On one side is the franchisor and their challenges in expanding their business without losing its essence and quality. On the other is the franchisee, with their hopes for the future and their desire to pursue a secure business. For years, we’ve witnessed many issues related to franchising, most of which stem from a lack of transparency and misaligned expectations between the parties. Regardless of whether or not a new law is necessary, I welcome the “new franchising framework,” enacted by Law 13.966/19.
In practice, the franchise market can benefit from the new developments brought by the new Law, with the changes related to the franchise offering circular being those that can most help the parties, especially regarding the services offered by the franchisor, the incorporation of technological innovation and the rules of territorial competition between owned and franchised units.
The new law contains more details, likely addressing the various problems arising from gaps in the previous law.
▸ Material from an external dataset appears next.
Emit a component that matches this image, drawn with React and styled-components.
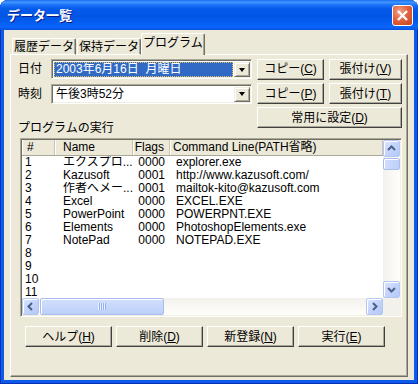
import React from "react";
import styled, { createGlobalStyle } from "styled-components";

const UI_FONT = `"Liberation Sans", "Noto Sans CJK JP", sans-serif`;

const GlobalStyle = createGlobalStyle`
  html, body {
    margin: 0;
    padding: 0;
    background: #ffffff;
  }
  body {
    font-family: ${UI_FONT};
    font-size: 12px;
    color: #000;
  }
  * { box-sizing: border-box; }
`;

// data
const rows = [
  ["1", "エクスプロ...", "0000", "explorer.exe"],
  ["2", "Kazusoft", "0001", "http://www.kazusoft.com/"],
  ["3", "作者へメー...", "0001", "mailtok-kito@kazusoft.com"],
  ["4", "Excel", "0000", "EXCEL.EXE"],
  ["5", "PowerPoint", "0000", "POWERPNT.EXE"],
  ["6", "Elements", "0000", "PhotoshopElements.exe"],
  ["7", "NotePad", "0000", "NOTEPAD.EXE"],
  ["8", "", "", ""],
  ["9", "", "", ""],
  ["10", "", "", ""],
  ["11", "", "", ""],
];

const Chevron = ({ dir }) => {
  const pts = {
    up: "1,6 4.5,2.5 8,6",
    down: "1,3 4.5,6.5 8,3",
    left: "6,1 2.5,4.5 6,8",
    right: "3,1 6.5,4.5 3,8",
  }[dir];
  return (
    <svg width="9" height="9" viewBox="0 0 9 9">
      <polyline points={pts} fill="none" stroke="#4D6185" strokeWidth="2" />
    </svg>
  );
};

const App = () => {
  return (
    <>
      <GlobalStyle />
      <Window>
        <TitleBar>
          <Title>データ一覧</Title>
          <CloseBtn>
            <svg width="13" height="13" viewBox="0 0 13 13">
              <path d="M2 2 L11 11 M11 2 L2 11" stroke="#fff" strokeWidth="2.4" />
            </svg>
          </CloseBtn>
        </TitleBar>
        <Client>
          <TabStrip>
            <Tab>履歴データ</Tab>
            <Tab>保持データ</Tab>
            <Tab $active>プログラム</Tab>
          </TabStrip>
          <Panel>
            <FormGrid>
              <FieldLabel>日付</FieldLabel>
              <Combo>
                <ComboValue>
                  <Selected>2003年6月16日  月曜日</Selected>
                </ComboValue>
                <DropBtn>
                  <DropArrow />
                </DropBtn>
              </Combo>
              <Button>
                コピー(<u>C</u>)
              </Button>
              <Button>
                張付け(<u>V</u>)
              </Button>

              <FieldLabel>時刻</FieldLabel>
              <Combo>
                <ComboValue>
                  <Plain>午後3時52分</Plain>
                </ComboValue>
                <DropBtn>
                  <DropArrow />
                </DropBtn>
              </Combo>
              <Button>
                コピー(<u>P</u>)
              </Button>
              <Button>
                張付け(<u>T</u>)
              </Button>

              <SectionLabel>プログラムの実行</SectionLabel>
              <WideButton>
                常用に設定(<u>D</u>)
              </WideButton>
            </FormGrid>

            <ListBox>
              <ListView>
                <HeaderRow>
                  <HeadCell $pad="5px">#</HeadCell>
                  <HeadCell $pad="8px">Name</HeadCell>
                  <HeadCell $pad="5px" $right>
                    Flags
                  </HeadCell>
                  <HeadCell $pad="3px">Command Line(PATH省略)</HeadCell>
                </HeaderRow>
                {rows.map((r, idx) => (
                  <ItemRow key={idx}>
                    <Cell $pad="3px">{r[0]}</Cell>
                    <Cell $pad="8px">{r[1]}</Cell>
                    <Cell $pad="5px" $right>
                      {r[2]}
                    </Cell>
                    <Cell $pad="6px">{r[3]}</Cell>
                  </ItemRow>
                ))}
              </ListView>

              <VScroll>
                <ScrollBtn>
                  <Chevron dir="up" />
                </ScrollBtn>
                <VThumb />
                <Track />
                <ScrollBtn>
                  <Chevron dir="down" />
                </ScrollBtn>
              </VScroll>

              <HScroll>
                <ScrollBtn>
                  <Chevron dir="left" />
                </ScrollBtn>
                <HThumb>
                  <Grip />
                </HThumb>
                <Track />
                <ScrollBtn>
                  <Chevron dir="right" />
                </ScrollBtn>
              </HScroll>
              <Corner />
            </ListBox>

            <ButtonRow>
              <FootButton>
                ヘルプ(<u>H</u>)
              </FootButton>
              <FootButton>
                削除(<u>D</u>)
              </FootButton>
              <FootButton>
                新登録(<u>N</u>)
              </FootButton>
              <FootButton>
                実行(<u>E</u>)
              </FootButton>
            </ButtonRow>
          </Panel>
        </Client>
      </Window>
    </>
  );
};

// Window frame

const Window = styled.div`
  width: 418px;
  height: 384px;
  display: flex;
  flex-direction: column;
  background: #0b5be8;
  border-radius: 8px 8px 0 0;
  overflow: hidden;
  box-shadow: inset 1px 0 0 #0a2fb8, inset -1px 0 0 #0a2fb8,
    inset 0 -1px 0 #0a2fb8;
`;

const TitleBar = styled.div`
  height: 30px;
  flex: none;
  display: flex;
  align-items: center;
  justify-content: space-between;
  padding: 0 5px 0 7px;
  background: linear-gradient(
    180deg,
    #1f6ff2 0%,
    #3d95ff 8%,
    #1d74f8 16%,
    #0559ea 30%,
    #0055e5 55%,
    #0660f4 80%,
    #0a66fb 90%,
    #0751de 100%
  );
`;

const Title = styled.div`
  font-family: "Noto Sans CJK JP", sans-serif;
  font-weight: 700;
  font-size: 13px;
  line-height: 16px;
  color: #ffffff;
  text-shadow: 1px 1px 0 #0c1a8a;
`;

const CloseBtn = styled.div`
  width: 21px;
  height: 21px;
  margin-top: 1px;
  border: 1px solid #ffffff;
  border-radius: 3px;
  display: flex;
  align-items: center;
  justify-content: center;
  background: radial-gradient(
    circle at 35% 30%,
    #f0a58a 0%,
    #e2643f 45%,
    #c8401c 100%
  );
`;

const Client = styled.div`
  flex: 1;
  margin: 0 4px 4px 4px;
  padding: 4px 6px 3px 6px;
  background: #ece9d8;
  display: flex;
  flex-direction: column;
`;

// Tabs

const TabStrip = styled.div`
  height: 21px;
  flex: none;
  display: flex;
  align-items: flex-end;
  padding-left: 2px;
  margin-bottom: -1px;
  position: relative;
  z-index: 1;
`;

const Tab = styled.div`
  height: ${(p) => (p.$active ? "22px" : "17px")};
  margin: ${(p) => (p.$active ? "0 -1px 0 -1px" : "0 1px 0 0")};
  padding: ${(p) => (p.$active ? "2px 1px 0 1px" : "1px 1px 0 1px")};
  background: #ece9d8;
  border-top: 1px solid #ffffff;
  border-left: 1px solid #ffffff;
  border-right: 1px solid #716f64;
  border-bottom: ${(p) => (p.$active ? "none" : "1px solid #ffffff")};
  border-radius: 2px 2px 0 0;
  box-shadow: inset -1px 0 0 #aca899;
  font-size: 12px;
  line-height: 14px;
  white-space: nowrap;
  position: relative;
  z-index: ${(p) => (p.$active ? 2 : 0)};
`;

const Panel = styled.div`
  flex: 1;
  border-top: 1px solid #ffffff;
  border-left: 1px solid #ffffff;
  border-right: 1px solid #716f64;
  border-bottom: 1px solid #716f64;
  box-shadow: inset -1px -1px 0 #aca899;
  padding: 3px 5px 0 7px;
  display: flex;
  flex-direction: column;
`;

// Form part

const FormGrid = styled.div`
  display: grid;
  grid-template-columns: 28px 201px 67px 73px;
  grid-template-rows: 22px 21px auto;
  column-gap: 5px;
  row-gap: 3px;
  align-items: center;
`;

const FieldLabel = styled.div`
  font-size: 12px;
  line-height: 14px;
`;

const SectionLabel = styled.div`
  grid-column: 1 / 3;
  grid-row: 3;
  align-self: end;
  padding-top: 15px;
  font-size: 12px;
  line-height: 13px;
`;

const Combo = styled.div`
  height: 20px;
  display: flex;
  background: #ffffff;
  border-top: 1px solid #aca899;
  border-left: 1px solid #aca899;
  border-right: 1px solid #ffffff;
  border-bottom: 1px solid #ffffff;
  box-shadow: inset 1px 1px 0 #716f64, inset -1px -1px 0 #f1efe2;
  padding: 2px 1px 1px 2px;
`;

const ComboValue = styled.div`
  flex: 1;
  display: flex;
  padding-right: 1px;
`;

const Selected = styled.div`
  flex: 1;
  background: #316ac5;
  color: #ffffff;
  outline: 1px dotted #e8c060;
  outline-offset: -1px;
  padding-left: 2px;
  font-size: 12px;
  line-height: 14px;
  white-space: pre;
`;

const Plain = styled.div`
  flex: 1;
  padding-left: 2px;
  font-size: 12px;
  line-height: 14px;
  white-space: pre;
`;

const DropBtn = styled.div`
  width: 16px;
  background: #ece9d8;
  border-top: 1px solid #f1efe2;
  border-left: 1px solid #f1efe2;
  border-right: 1px solid #716f64;
  border-bottom: 1px solid #716f64;
  box-shadow: inset 1px 1px 0 #ffffff, inset -1px -1px 0 #aca899;
  display: flex;
  align-items: center;
  justify-content: center;
`;

const DropArrow = styled.div`
  width: 0;
  height: 0;
  border-left: 3.5px solid transparent;
  border-right: 3.5px solid transparent;
  border-top: 4px solid #000000;
`;

const Button = styled.div`
  height: 21px;
  display: flex;
  align-items: center;
  justify-content: center;
  background: #ece9d8;
  border-top: 1px solid #ffffff;
  border-left: 1px solid #ffffff;
  border-right: 1px solid #404040;
  border-bottom: 1px solid #404040;
  box-shadow: inset -1px -1px 0 #aca899;
  font-size: 12px;
  line-height: 14px;
  white-space: nowrap;

  u {
    text-underline-offset: 1px;
  }
`;

const WideButton = styled(Button)`
  grid-column: 3 / 5;
  grid-row: 3;
  align-self: start;
`;

// List view

const ListBox = styled.div`
  margin: 3px 0 0 2px;
  width: 382px;
  height: 179px;
  flex: none;
  display: grid;
  grid-template-columns: 1fr 17px;
  grid-template-rows: 1fr 17px;
  background: #ffffff;
  border-top: 1px solid #aca899;
  border-left: 1px solid #aca899;
  border-right: 1px solid #ffffff;
  border-bottom: 1px solid #ffffff;
  box-shadow: inset 1px 1px 0 #716f64, inset -1px -1px 0 #f1efe2;
  padding: 1px;
`;

const ListView = styled.div`
  overflow: hidden;
  min-width: 0;
  min-height: 0;
`;

const HeaderRow = styled.div`
  display: grid;
  grid-template-columns: 33px 78px 37px 1fr;
  height: 16px;
  background: #ece9d8;
  border-bottom: 1px solid #aca899;
`;

const HeadCell = styled.div`
  padding: 0 ${(p) => (p.$right ? p.$pad : "0")} 0
    ${(p) => (p.$right ? "0" : p.$pad)};
  text-align: ${(p) => (p.$right ? "right" : "left")};
  border-right: 1px solid #c7c5b2;
  box-shadow: inset 1px 0 0 #ffffff;
  font-size: 12px;
  line-height: 15px;
  white-space: nowrap;
  overflow: hidden;
`;

const ItemRow = styled.div`
  display: grid;
  grid-template-columns: 33px 78px 37px 1fr;
  height: 13px;
`;

const Cell = styled.div`
  padding: 0 ${(p) => (p.$right ? p.$pad : "0")} 0
    ${(p) => (p.$right ? "0" : p.$pad)};
  text-align: ${(p) => (p.$right ? "right" : "left")};
  font-size: 12px;
  line-height: 13px;
  white-space: nowrap;
  overflow: hidden;
`;

// Scrollbars

const VScroll = styled.div`
  display: flex;
  flex-direction: column;
  background: linear-gradient(90deg, #f3f1ec, #fefefb);
`;

const HScroll = styled.div`
  display: flex;
  background: linear-gradient(180deg, #f3f1ec, #fefefb);
`;

const ScrollBtn = styled.div`
  width: 17px;
  height: 17px;
  flex: none;
  display: flex;
  align-items: center;
  justify-content: center;
  border: 1px solid #b4c7f2;
  border-radius: 2px;
  background: linear-gradient(135deg, #dce6fe 0%, #c3d4fc 50%, #b4c9f8 100%);
  box-shadow: inset 1px 1px 0 #ffffff;
`;

const Track = styled.div`
  flex: 1;
`;

const VThumb = styled.div`
  height: 12px;
  margin-top: 1px;
  flex: none;
  border: 1px solid #a9bdec;
  border-radius: 2px;
  background: linear-gradient(90deg, #d1defd, #bccff9);
  box-shadow: inset 1px 1px 0 #ffffff;
`;

const HThumb = styled.div`
  width: 124px;
  margin-left: 1px;
  flex: none;
  display: flex;
  align-items: center;
  justify-content: center;
  border: 1px solid #a9bdec;
  border-radius: 2px;
  background: linear-gradient(180deg, #d3e0fd, #bccff9);
  box-shadow: inset 1px 1px 0 #ffffff;
`;

const Grip = styled.div`
  width: 8px;
  height: 7px;
  background: repeating-linear-gradient(
    90deg,
    #eef4fe 0px,
    #eef4fe 1px,
    #8cb0f8 1px,
    #8cb0f8 2px
  );
`;

const Corner = styled.div`
  background: #f3f1ec;
`;

// footer buttons

const ButtonRow = styled.div`
  display: flex;
  gap: 4px;
  margin-top: 9px;
  padding-left: 7px;
`;

const FootButton = styled(Button)`
  width: 87px;
`;

export default App;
The provisions for transfer and succession rules, as well as the description of penalties and fines, the existence of minimum purchase quotas, and the conditions for refusing products and services offered by the franchisor needed more attention and were duly clarified in the new text.
A major change is the elimination of the security deposit fee, leaving only the initial membership fee, also known as the franchise fee. The criteria for subletting the commercial space to the franchisee have also been clearly specified, resolving long-standing disputes.
Another topic that will still generate considerable discussion is the distinction that the law makes between national and international contracts, allowing the choice of forum for legal disputes or even the use of arbitration.
The new law’s changes are interesting and useful. It remains to carefully analyze each situation vis-à-vis the new rules to ensure the correct interpretation applicable to each case.